Locate the string "page" in the listing below. Copy every line where it is found.
▬▬▬▬▬▬
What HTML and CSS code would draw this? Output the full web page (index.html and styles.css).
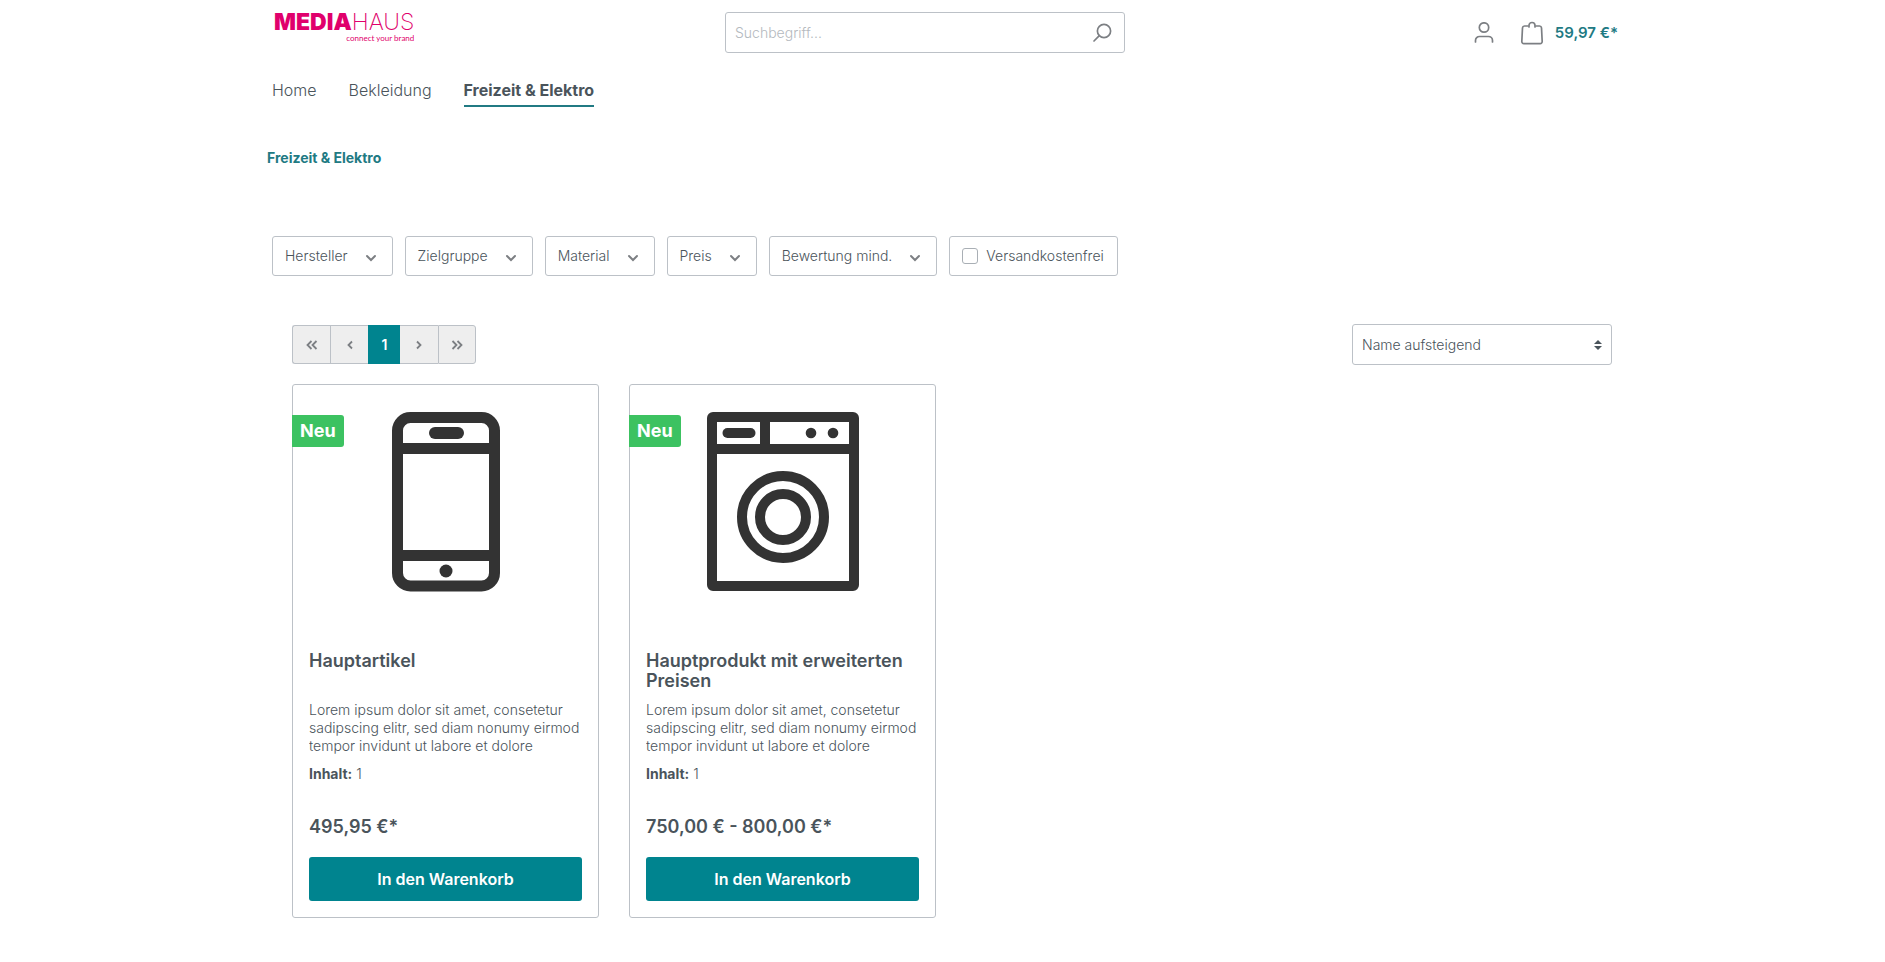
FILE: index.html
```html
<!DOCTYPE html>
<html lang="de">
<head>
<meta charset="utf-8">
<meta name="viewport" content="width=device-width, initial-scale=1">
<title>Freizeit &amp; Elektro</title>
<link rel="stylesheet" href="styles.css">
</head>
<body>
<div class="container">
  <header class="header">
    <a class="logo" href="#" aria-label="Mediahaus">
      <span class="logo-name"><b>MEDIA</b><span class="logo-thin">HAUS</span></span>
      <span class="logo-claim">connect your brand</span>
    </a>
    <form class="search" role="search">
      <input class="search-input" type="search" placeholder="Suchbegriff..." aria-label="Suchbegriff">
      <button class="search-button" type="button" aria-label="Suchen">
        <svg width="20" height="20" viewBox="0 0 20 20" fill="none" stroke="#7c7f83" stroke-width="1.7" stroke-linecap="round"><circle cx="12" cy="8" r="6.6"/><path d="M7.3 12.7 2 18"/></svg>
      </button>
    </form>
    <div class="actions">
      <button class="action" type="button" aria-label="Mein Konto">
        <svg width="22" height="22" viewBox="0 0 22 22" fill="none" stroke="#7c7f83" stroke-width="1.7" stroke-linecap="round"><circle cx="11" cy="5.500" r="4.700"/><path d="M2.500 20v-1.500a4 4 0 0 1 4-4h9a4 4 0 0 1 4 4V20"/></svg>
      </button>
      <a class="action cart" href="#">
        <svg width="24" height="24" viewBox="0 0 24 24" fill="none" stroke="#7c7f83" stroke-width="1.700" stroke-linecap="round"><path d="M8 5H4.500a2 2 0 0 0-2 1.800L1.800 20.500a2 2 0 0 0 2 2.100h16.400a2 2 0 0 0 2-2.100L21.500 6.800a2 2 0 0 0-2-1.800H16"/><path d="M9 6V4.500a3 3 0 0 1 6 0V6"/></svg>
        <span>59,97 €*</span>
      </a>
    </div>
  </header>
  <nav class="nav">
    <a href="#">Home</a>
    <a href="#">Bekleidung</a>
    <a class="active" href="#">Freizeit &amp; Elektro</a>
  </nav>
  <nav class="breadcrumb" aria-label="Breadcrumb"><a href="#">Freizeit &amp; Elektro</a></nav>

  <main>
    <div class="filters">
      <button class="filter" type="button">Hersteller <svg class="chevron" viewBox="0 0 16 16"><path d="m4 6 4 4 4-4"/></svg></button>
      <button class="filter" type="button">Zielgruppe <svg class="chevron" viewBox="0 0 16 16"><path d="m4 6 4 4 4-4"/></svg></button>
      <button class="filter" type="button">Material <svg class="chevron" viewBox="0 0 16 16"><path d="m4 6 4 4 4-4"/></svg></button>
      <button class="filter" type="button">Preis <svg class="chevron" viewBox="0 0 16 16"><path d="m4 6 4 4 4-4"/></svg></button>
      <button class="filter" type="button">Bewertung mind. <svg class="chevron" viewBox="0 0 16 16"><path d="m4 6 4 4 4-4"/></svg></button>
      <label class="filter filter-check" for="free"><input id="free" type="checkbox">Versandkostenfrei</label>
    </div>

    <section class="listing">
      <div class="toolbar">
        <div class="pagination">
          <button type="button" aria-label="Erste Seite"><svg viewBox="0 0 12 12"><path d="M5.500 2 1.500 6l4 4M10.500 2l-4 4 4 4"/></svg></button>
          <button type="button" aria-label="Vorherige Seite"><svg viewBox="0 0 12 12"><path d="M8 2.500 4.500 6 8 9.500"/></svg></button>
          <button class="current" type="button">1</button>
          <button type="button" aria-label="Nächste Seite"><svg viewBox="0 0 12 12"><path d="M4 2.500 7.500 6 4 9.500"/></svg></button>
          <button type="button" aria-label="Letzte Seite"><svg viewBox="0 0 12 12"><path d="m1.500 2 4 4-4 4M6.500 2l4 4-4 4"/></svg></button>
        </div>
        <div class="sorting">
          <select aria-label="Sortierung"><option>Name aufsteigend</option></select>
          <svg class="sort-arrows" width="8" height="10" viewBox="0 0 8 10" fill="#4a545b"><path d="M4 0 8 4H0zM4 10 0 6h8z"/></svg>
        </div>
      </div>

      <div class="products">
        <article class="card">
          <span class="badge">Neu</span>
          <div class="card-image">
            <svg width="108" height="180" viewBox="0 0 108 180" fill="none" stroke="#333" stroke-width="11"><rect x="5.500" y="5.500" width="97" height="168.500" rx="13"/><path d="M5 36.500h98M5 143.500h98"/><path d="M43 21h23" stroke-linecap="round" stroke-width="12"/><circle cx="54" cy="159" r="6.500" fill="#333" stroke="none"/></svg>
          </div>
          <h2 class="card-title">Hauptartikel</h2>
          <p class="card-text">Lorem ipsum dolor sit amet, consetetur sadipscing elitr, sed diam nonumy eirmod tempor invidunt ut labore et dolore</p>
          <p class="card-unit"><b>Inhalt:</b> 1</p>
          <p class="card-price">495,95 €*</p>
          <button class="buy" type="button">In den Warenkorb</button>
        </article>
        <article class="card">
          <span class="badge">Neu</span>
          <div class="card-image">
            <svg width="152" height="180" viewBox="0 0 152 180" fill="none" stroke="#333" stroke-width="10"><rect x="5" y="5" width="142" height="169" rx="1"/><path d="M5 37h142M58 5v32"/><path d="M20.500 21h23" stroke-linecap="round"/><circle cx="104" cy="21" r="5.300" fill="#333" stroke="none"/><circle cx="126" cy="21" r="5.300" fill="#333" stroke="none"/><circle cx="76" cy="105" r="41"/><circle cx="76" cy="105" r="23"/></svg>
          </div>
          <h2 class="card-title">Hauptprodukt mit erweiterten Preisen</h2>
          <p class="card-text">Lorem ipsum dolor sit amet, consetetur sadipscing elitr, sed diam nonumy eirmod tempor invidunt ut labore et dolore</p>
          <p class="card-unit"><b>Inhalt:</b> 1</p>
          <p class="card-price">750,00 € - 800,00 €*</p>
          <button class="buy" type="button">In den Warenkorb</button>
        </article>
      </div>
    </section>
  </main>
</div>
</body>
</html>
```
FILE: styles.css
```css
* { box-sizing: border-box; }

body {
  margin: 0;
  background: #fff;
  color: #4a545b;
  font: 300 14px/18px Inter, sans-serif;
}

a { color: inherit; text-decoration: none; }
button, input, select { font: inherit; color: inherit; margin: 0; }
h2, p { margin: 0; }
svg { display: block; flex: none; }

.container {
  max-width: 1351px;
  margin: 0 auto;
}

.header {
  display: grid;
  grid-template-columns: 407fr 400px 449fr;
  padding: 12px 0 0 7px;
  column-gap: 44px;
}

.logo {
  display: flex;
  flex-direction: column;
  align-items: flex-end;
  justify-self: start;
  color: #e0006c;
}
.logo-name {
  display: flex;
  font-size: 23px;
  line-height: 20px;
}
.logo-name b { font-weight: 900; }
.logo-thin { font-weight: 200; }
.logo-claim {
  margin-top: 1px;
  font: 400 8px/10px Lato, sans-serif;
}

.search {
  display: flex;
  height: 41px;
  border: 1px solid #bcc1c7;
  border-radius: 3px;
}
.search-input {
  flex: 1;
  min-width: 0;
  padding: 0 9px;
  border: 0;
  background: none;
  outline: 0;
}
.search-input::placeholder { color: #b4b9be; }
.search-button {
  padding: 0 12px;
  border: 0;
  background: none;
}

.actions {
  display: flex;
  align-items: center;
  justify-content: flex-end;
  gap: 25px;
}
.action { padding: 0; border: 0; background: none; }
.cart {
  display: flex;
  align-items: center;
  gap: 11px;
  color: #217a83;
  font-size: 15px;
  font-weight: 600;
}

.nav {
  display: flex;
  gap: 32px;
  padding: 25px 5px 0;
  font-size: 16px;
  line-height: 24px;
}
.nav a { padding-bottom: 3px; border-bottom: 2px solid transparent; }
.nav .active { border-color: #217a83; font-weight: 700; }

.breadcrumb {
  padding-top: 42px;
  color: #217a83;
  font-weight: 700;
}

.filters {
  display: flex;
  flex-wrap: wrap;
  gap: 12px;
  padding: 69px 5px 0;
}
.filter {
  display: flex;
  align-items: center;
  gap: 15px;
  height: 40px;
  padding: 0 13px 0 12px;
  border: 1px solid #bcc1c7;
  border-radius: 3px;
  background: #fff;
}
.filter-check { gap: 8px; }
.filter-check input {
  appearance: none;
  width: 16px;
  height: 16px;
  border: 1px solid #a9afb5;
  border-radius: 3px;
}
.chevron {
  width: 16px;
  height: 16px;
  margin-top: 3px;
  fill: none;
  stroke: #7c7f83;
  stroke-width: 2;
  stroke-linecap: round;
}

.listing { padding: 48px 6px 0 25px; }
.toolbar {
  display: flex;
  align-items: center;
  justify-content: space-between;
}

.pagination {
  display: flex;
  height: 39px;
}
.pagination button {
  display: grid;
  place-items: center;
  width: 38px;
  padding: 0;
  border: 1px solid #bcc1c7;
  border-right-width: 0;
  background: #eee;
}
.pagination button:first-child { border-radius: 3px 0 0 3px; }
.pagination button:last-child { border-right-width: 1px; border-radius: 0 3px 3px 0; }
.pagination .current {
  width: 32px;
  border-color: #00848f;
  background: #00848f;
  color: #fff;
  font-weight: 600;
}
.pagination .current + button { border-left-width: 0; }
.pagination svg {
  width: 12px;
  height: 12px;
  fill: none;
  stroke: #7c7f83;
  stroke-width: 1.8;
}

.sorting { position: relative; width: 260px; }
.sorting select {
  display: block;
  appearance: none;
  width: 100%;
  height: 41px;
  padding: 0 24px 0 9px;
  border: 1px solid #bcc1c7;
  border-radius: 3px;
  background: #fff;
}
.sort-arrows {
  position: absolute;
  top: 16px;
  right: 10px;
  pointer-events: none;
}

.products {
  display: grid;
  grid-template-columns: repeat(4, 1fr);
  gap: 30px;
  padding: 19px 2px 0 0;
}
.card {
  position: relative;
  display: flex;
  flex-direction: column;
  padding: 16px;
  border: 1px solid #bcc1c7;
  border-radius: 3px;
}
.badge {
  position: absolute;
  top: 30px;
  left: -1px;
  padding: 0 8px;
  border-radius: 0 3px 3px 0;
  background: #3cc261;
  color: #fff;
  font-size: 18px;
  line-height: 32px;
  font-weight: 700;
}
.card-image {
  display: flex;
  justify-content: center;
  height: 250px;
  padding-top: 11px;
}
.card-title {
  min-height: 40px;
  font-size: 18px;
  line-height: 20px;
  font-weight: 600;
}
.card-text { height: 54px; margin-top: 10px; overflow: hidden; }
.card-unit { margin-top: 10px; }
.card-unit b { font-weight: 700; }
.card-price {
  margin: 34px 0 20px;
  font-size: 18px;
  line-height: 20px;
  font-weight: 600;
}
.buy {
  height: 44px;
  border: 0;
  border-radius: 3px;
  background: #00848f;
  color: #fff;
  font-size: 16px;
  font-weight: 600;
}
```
▬▬▬▬▬▬
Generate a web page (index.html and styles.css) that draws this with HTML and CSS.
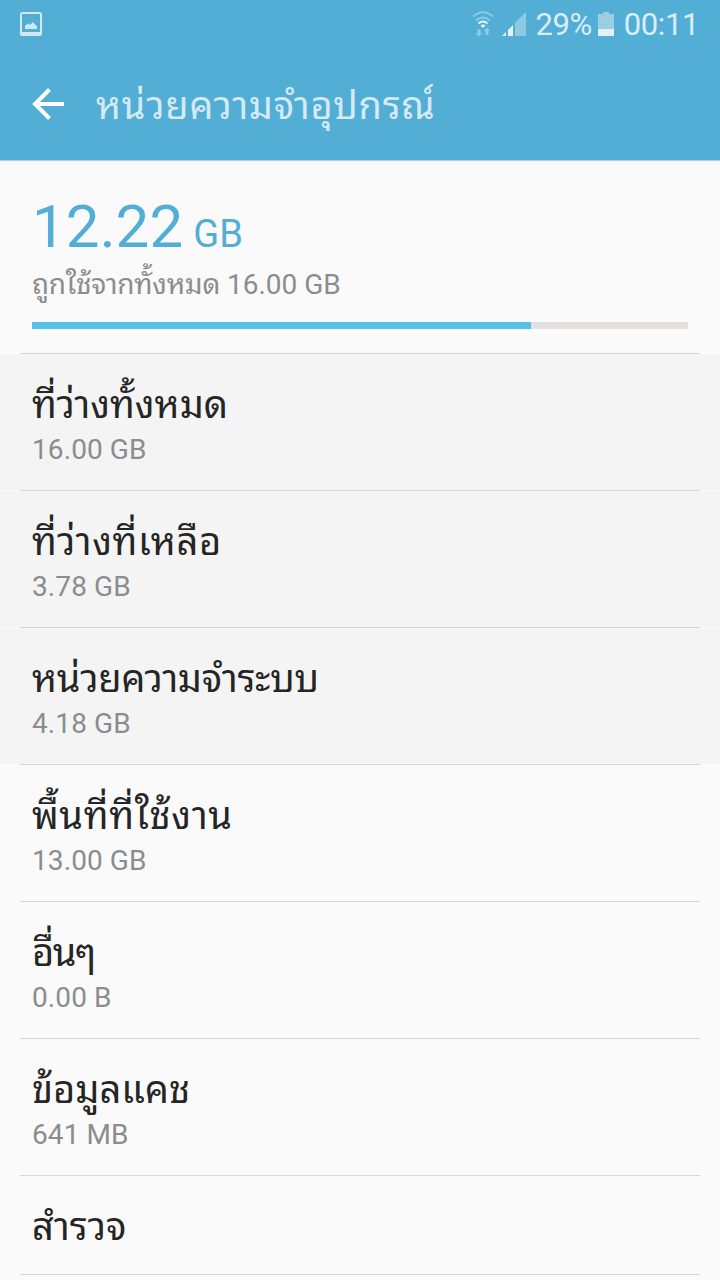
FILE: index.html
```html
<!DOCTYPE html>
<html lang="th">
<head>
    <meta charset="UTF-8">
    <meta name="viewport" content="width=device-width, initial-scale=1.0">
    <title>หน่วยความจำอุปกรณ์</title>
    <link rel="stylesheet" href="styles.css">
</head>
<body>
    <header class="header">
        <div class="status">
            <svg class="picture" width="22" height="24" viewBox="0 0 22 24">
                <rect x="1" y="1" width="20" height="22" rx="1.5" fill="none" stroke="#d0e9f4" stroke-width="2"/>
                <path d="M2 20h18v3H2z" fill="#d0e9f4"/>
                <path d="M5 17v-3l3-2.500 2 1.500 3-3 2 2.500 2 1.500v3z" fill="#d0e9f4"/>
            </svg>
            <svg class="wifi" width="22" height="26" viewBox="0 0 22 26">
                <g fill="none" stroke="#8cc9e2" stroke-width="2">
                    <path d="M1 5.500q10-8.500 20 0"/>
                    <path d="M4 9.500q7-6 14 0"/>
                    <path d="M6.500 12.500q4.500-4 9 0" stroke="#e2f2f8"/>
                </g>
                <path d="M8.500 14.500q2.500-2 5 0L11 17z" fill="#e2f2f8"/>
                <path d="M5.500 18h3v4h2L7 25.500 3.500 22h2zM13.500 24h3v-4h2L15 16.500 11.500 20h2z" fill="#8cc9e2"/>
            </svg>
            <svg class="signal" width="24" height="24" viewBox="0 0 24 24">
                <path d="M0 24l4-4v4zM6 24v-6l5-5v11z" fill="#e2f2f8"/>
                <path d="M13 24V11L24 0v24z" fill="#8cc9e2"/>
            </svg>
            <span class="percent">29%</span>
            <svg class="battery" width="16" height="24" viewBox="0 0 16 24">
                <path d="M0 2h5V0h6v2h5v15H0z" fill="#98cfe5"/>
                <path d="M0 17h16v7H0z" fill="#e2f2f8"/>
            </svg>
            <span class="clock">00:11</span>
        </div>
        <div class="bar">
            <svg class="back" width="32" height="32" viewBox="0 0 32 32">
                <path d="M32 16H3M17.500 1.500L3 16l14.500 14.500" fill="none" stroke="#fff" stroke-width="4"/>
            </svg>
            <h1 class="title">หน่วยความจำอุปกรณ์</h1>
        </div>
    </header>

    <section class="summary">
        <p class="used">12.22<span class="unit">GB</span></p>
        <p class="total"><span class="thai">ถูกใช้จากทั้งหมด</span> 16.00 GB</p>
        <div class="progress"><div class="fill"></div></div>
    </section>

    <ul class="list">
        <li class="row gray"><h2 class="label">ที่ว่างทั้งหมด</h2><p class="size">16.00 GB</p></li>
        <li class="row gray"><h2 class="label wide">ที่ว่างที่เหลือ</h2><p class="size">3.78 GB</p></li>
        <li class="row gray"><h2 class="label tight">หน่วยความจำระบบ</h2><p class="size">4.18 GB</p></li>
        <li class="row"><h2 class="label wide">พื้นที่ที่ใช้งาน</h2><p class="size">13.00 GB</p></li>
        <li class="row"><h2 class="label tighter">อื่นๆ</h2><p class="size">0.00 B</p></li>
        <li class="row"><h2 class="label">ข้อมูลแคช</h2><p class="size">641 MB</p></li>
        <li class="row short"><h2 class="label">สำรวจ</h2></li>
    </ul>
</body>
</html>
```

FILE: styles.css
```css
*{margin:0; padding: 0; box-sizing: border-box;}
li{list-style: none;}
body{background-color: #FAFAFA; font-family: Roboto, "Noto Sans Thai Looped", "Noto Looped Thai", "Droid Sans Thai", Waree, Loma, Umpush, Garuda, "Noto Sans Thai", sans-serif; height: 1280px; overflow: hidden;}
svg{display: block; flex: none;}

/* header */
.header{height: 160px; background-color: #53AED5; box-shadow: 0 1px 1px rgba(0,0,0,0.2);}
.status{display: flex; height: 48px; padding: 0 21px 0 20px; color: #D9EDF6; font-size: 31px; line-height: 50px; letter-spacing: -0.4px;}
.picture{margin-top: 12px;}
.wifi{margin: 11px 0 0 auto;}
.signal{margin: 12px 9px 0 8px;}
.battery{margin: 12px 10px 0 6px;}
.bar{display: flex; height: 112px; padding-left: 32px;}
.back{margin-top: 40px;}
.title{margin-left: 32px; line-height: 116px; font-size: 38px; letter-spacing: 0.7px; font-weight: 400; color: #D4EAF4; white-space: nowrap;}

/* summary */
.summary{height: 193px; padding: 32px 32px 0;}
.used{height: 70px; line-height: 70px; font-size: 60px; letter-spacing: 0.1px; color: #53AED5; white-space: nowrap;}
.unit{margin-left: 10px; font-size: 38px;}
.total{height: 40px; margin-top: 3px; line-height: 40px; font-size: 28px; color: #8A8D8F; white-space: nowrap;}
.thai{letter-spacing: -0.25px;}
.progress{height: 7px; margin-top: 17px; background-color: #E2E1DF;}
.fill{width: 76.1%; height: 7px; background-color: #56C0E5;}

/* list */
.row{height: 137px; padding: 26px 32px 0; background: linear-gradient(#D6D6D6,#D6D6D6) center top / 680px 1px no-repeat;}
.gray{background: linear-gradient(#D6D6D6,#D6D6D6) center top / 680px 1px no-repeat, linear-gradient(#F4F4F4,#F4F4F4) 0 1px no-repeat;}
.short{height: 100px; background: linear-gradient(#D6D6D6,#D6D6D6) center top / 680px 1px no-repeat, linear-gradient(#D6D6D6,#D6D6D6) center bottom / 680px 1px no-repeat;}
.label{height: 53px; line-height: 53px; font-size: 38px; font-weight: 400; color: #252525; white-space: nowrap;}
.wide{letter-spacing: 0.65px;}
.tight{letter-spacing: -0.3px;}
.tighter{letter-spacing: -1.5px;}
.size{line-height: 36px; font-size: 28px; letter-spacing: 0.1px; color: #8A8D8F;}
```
▬▬▬▬▬▬
▸ Response to the task
What HTML and CSS code would draw this? Output the full web page (index.html and styles.css).
Generate a web page (index.html and styles.css) that draws this with HTML and CSS.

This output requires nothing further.